**TASK REQUIREMENTS:**
Print, word for word, the opening line of the data below and every line after it through the line that contains "const [on, setOn] = useState(false);", but not the pictures.

**DATA SHOWN:**
============================================================
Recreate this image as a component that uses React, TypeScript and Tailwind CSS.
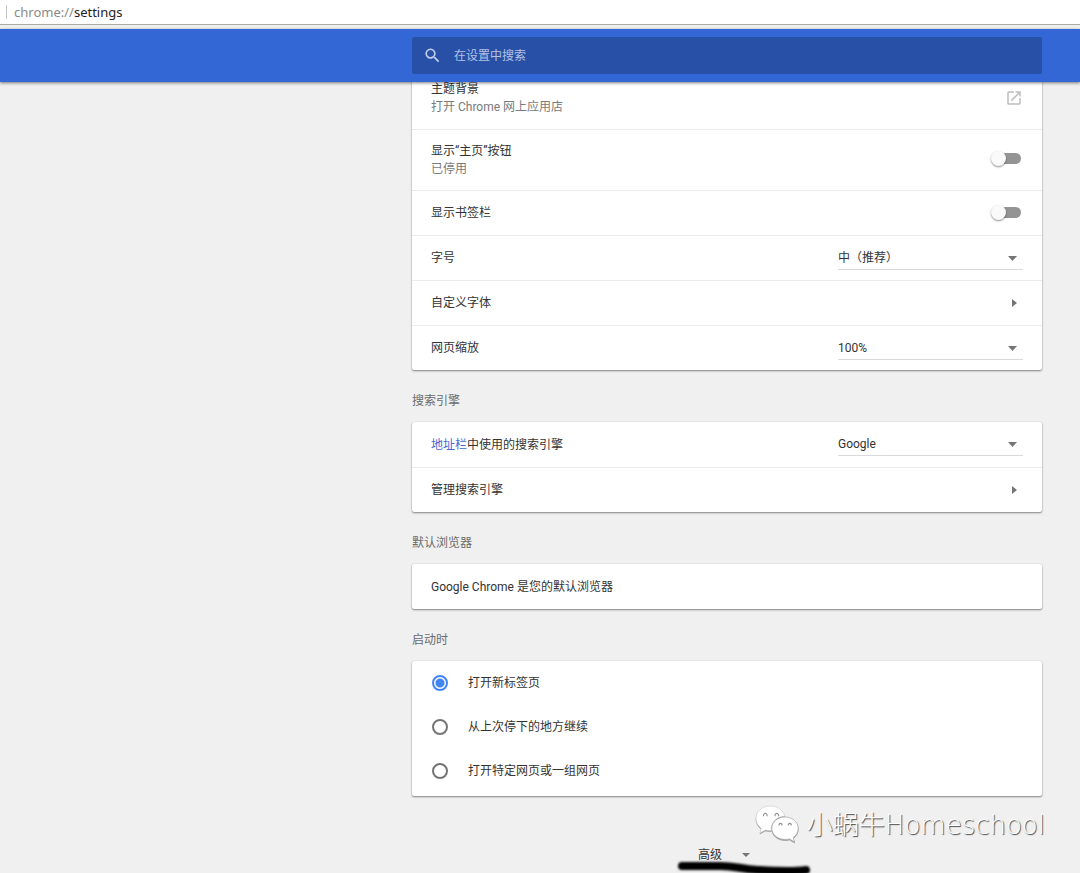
import React, { useState } from 'react';
import { MdOpenInNew, MdSearch } from 'react-icons/md';

interface SettingRowProps {
  children: React.ReactNode;
  tall?: boolean;
}

const SettingRow: React.FC<SettingRowProps> = ({ children, tall }) => (
  <div
    className={`flex items-center justify-between border-t border-[#ebebeb] px-[19px] first:border-t-0 ${
      tall ? 'h-[61px] pb-px' : 'h-[45px]'
    }`}
  >
    {children}
  </div>
);

const Card: React.FC<{ children: React.ReactNode }> = ({ children }) => (
  <div className="rounded-[2px] bg-white shadow-[0_1px_2px_rgba(0,0,0,0.45),0_0_1px_rgba(0,0,0,0.2)]">
    {children}
  </div>
);

interface SectionProps {
  title: string;
  children: React.ReactNode;
}

const Section: React.FC<SectionProps> = ({ title, children }) => (
  <section>
    <h2 className="pb-3 pt-[22px] text-[#6b6b6b]">{title}</h2>
    <Card>{children}</Card>
  </section>
);

interface ToggleProps {
  id: string;
}

const Toggle: React.FC<ToggleProps> = ({ id }) => {
  const [on, setOn] = useState(false);

  return (
    <input
      id={id}
      type="checkbox"
      role="switch"
      checked={on}
      onChange={() => setOn(!on)}
      className="relative mb-0.5 mr-0.5 h-[11px] w-7 cursor-pointer appearance-none rounded-full bg-[#949494] before:absolute before:-left-0.5 before:-top-0.5 before:size-[15px] before:rounded-full before:bg-[#fafafa] before:shadow-[0_1px_2px_rgba(0,0,0,0.45)] checked:bg-[#9dbdf9] checked:before:left-4 checked:before:bg-[#4285f4]"
    />
  );
};

interface DropdownProps {
  id: string;
  options: string[];
}

const Dropdown: React.FC<DropdownProps> = ({ id, options }) => (
  <div className="relative w-[185px]">
    <select
      id={id}
      className="block h-[23px] w-full cursor-pointer appearance-none border-b border-[#dadada] bg-transparent text-[#333] outline-none"
    >
      {options.map((option) => (
        <option key={option}>{option}</option>
      ))}
    </select>
    <svg
      width="9"
      height="5"
      viewBox="0 0 9 5"
      className="pointer-events-none absolute right-1.5 top-[9px] fill-[#757575]"
    >
      <path d="M0 0h9L4.500 5z" />
    </svg>
  </div>
);

interface SubpageButtonProps {
  label: string;
}

const SubpageButton: React.FC<SubpageButtonProps> = ({ label }) => (
  <button className="flex h-full w-full cursor-pointer items-center justify-between pr-1.5 text-left">
    {label}
    <svg width="5" height="8" viewBox="0 0 5 8" className="fill-[#757575]">
      <path d="M0 0v8l5-4z" />
    </svg>
  </button>
);

const startupOptions = ['打开新标签页', '从上次停下的地方继续', '打开特定网页或一组网页'];

const StartupOptions = () => {
  const [selected, setSelected] = useState(0);

  return (
    <div className="pb-[3px]">
      {startupOptions.map((option, i) => (
        <label key={option} className="flex h-[44px] cursor-pointer items-center gap-5 px-5">
          <input
            type="radio"
            name="startup"
            checked={selected === i}
            onChange={() => setSelected(i)}
            className="size-4 appearance-none rounded-full border-2 border-[#757575] checked:border-[#4285f4] checked:bg-[radial-gradient(circle,#4285f4_4px,transparent_5px)]"
          />
          {option}
        </label>
      ))}
    </div>
  );
};

const WechatMark = () => (
  <svg
    width="46"
    height="40"
    viewBox="0 0 46 40"
    className="drop-shadow-[0_1px_0_#9a9a9a]"
  >
    <path
      d="M15 1C7 1 1 6.500 1 13.500c0 4 2 7.300 5.200 9.700L5 28l5.500-3c1.500.4 3 .6 4.500.6h1.300C15.500 18 21 11.500 30 11.300 28.500 5 22.500 1 15 1z"
      fill="#fff"
      stroke="#c4c4c4"
      strokeWidth="0.500"
    />
    <path
      d="M30 12c-7.300 0-13.200 5-13.200 11.300S22.700 34.500 30 34.500c1.600 0 3-.2 4.400-.6l5.100 3-1.300-4.300c3-2.200 5-5.400 5-9.300C43.200 17 37.300 12 30 12z"
      fill="#fff"
      stroke="#a5a5a5"
      strokeWidth="0.700"
    />
    <g fill="none" stroke="#8f8f8f" strokeWidth="1.100">
      <path d="M8.800 11.200a1.800 1.800 0 1 1 3 0" />
      <path d="M20.300 11.200a1.800 1.800 0 1 1 3 0" />
      <path d="M24.200 20.600a1.500 1.500 0 1 1 2.600 0" />
      <path d="M33.500 20.600a1.500 1.500 0 1 1 2.600 0" />
    </g>
  </svg>
);

export default function App() {
  return (
    <div className="relative min-h-screen overflow-hidden bg-[#f0f0f0] font-[Roboto,'Noto_Sans_CJK_SC',sans-serif] text-[12px] leading-[18px] text-[#333]">
      <div className="flex h-[25px] items-center border-b border-[#a9aca3] bg-white pl-1.5 font-['Noto_Sans',sans-serif] text-[13px]">
        <span className="mr-[7px] h-[14px] w-px bg-[#c4c4c4]" />
        <span className="text-[#8a8a8a]">chrome://</span>
        <span className="text-[#222]">settings</span>
      </div>

      <header className="relative z-10 mt-1 bg-[#3367d6] py-2 pr-[38px] shadow-[0_1px_3px_rgba(0,0,0,0.5)]">
        <label className="ml-auto flex h-[37px] w-full max-w-[630px] items-center gap-3 rounded-[2px] bg-[#2850a7] pl-[11px]">
          <MdSearch size={19} className="text-[#c3d0ec]" />
          <input
            type="text"
            placeholder="在设置中搜索"
            aria-label="在设置中搜索"
            className="flex-1 bg-transparent text-white outline-none placeholder:text-[#b3c3e6]"
          />
        </label>
      </header>

      <main className="-mt-[14px] pr-[38px]">
        <div className="ml-auto w-full max-w-[630px]">
          <Card>
            <SettingRow tall>
              <div>
                <div>主题背景</div>
                <div className="text-[#7a7a7a]">打开 Chrome 网上应用店</div>
              </div>
              <button aria-label="打开 Chrome 网上应用店" className="cursor-pointer text-[#bdbdbd]">
                <MdOpenInNew size={18} />
              </button>
            </SettingRow>
            <SettingRow tall>
              <label htmlFor="home-button">
                <span className="block">显示“主页”按钮</span>
                <span className="block text-[#7a7a7a]">已停用</span>
              </label>
              <Toggle id="home-button" />
            </SettingRow>
            <SettingRow>
              <label htmlFor="bookmarks-bar">显示书签栏</label>
              <Toggle id="bookmarks-bar" />
            </SettingRow>
            <SettingRow>
              <label htmlFor="font-size">字号</label>
              <Dropdown id="font-size" options={['中（推荐）', '小', '大']} />
            </SettingRow>
            <SettingRow>
              <SubpageButton label="自定义字体" />
            </SettingRow>
            <SettingRow>
              <label htmlFor="page-zoom">网页缩放</label>
              <Dropdown id="page-zoom" options={['100%', '125%', '150%']} />
            </SettingRow>
          </Card>

          <Section title="搜索引擎">
            <SettingRow>
              <label htmlFor="search-engine">
                <a href="#omnibox" className="text-[#4a67d0]">
                  地址栏
                </a>
                中使用的搜索引擎
              </label>
              <Dropdown id="search-engine" options={['Google', 'Bing']} />
            </SettingRow>
            <SettingRow>
              <SubpageButton label="管理搜索引擎" />
            </SettingRow>
          </Section>

          <Section title="默认浏览器">
            <SettingRow>Google Chrome 是您的默认浏览器</SettingRow>
          </Section>

          <Section title="启动时">
            <StartupOptions />
          </Section>

          <div className="relative mt-[50px] flex justify-center pr-1.5">
            <button className="flex cursor-pointer items-center gap-5">
              高级
              <svg width="8" height="4" viewBox="0 0 8 4" className="fill-[#757575]">
                <path d="M0 0h8L4 4z" />
              </svg>
            </button>
            {/* marker stroke under the button */}
            <svg
              width="140"
              height="20"
              viewBox="0 0 140 20"
              className="pointer-events-none absolute left-[262px] top-3 blur-[1px]"
            >
              <path
                d="M8 8L46 8C62 8 66 11 84 12S118 14 132 12"
                fill="none"
                stroke="#000"
                strokeWidth="8"
                strokeLinecap="round"
              />
            </svg>
          </div>
        </div>
      </main>

      <div className="pointer-events-none absolute bottom-7 right-[35px] flex items-center gap-1.5">
        <WechatMark />
        <span className="font-['DejaVu_Sans','Noto_Sans_CJK_SC',sans-serif] text-[26px] font-light leading-[38px] text-white [text-shadow:1px_1px_1px_#444]">
          小蜗牛Homeschool
        </span>
      </div>
    </div>
  );
}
============================================================
**RESPONSE TO THE EXERCISE:**
Recreate this image as a component that uses React, TypeScript and Tailwind CSS.
import React, { useState } from 'react';
import { MdOpenInNew, MdSearch } from 'react-icons/md';

interface SettingRowProps {
  children: React.ReactNode;
  tall?: boolean;
}

const SettingRow: React.FC<SettingRowProps> = ({ children, tall }) => (
  <div
    className={`flex items-center justify-between border-t border-[#ebebeb] px-[19px] first:border-t-0 ${
      tall ? 'h-[61px] pb-px' : 'h-[45px]'
    }`}
  >
    {children}
  </div>
);

const Card: React.FC<{ children: React.ReactNode }> = ({ children }) => (
  <div className="rounded-[2px] bg-white shadow-[0_1px_2px_rgba(0,0,0,0.45),0_0_1px_rgba(0,0,0,0.2)]">
    {children}
  </div>
);

interface SectionProps {
  title: string;
  children: React.ReactNode;
}

const Section: React.FC<SectionProps> = ({ title, children }) => (
  <section>
    <h2 className="pb-3 pt-[22px] text-[#6b6b6b]">{title}</h2>
    <Card>{children}</Card>
  </section>
);

interface ToggleProps {
  id: string;
}

const Toggle: React.FC<ToggleProps> = ({ id }) => {
  const [on, setOn] = useState(false);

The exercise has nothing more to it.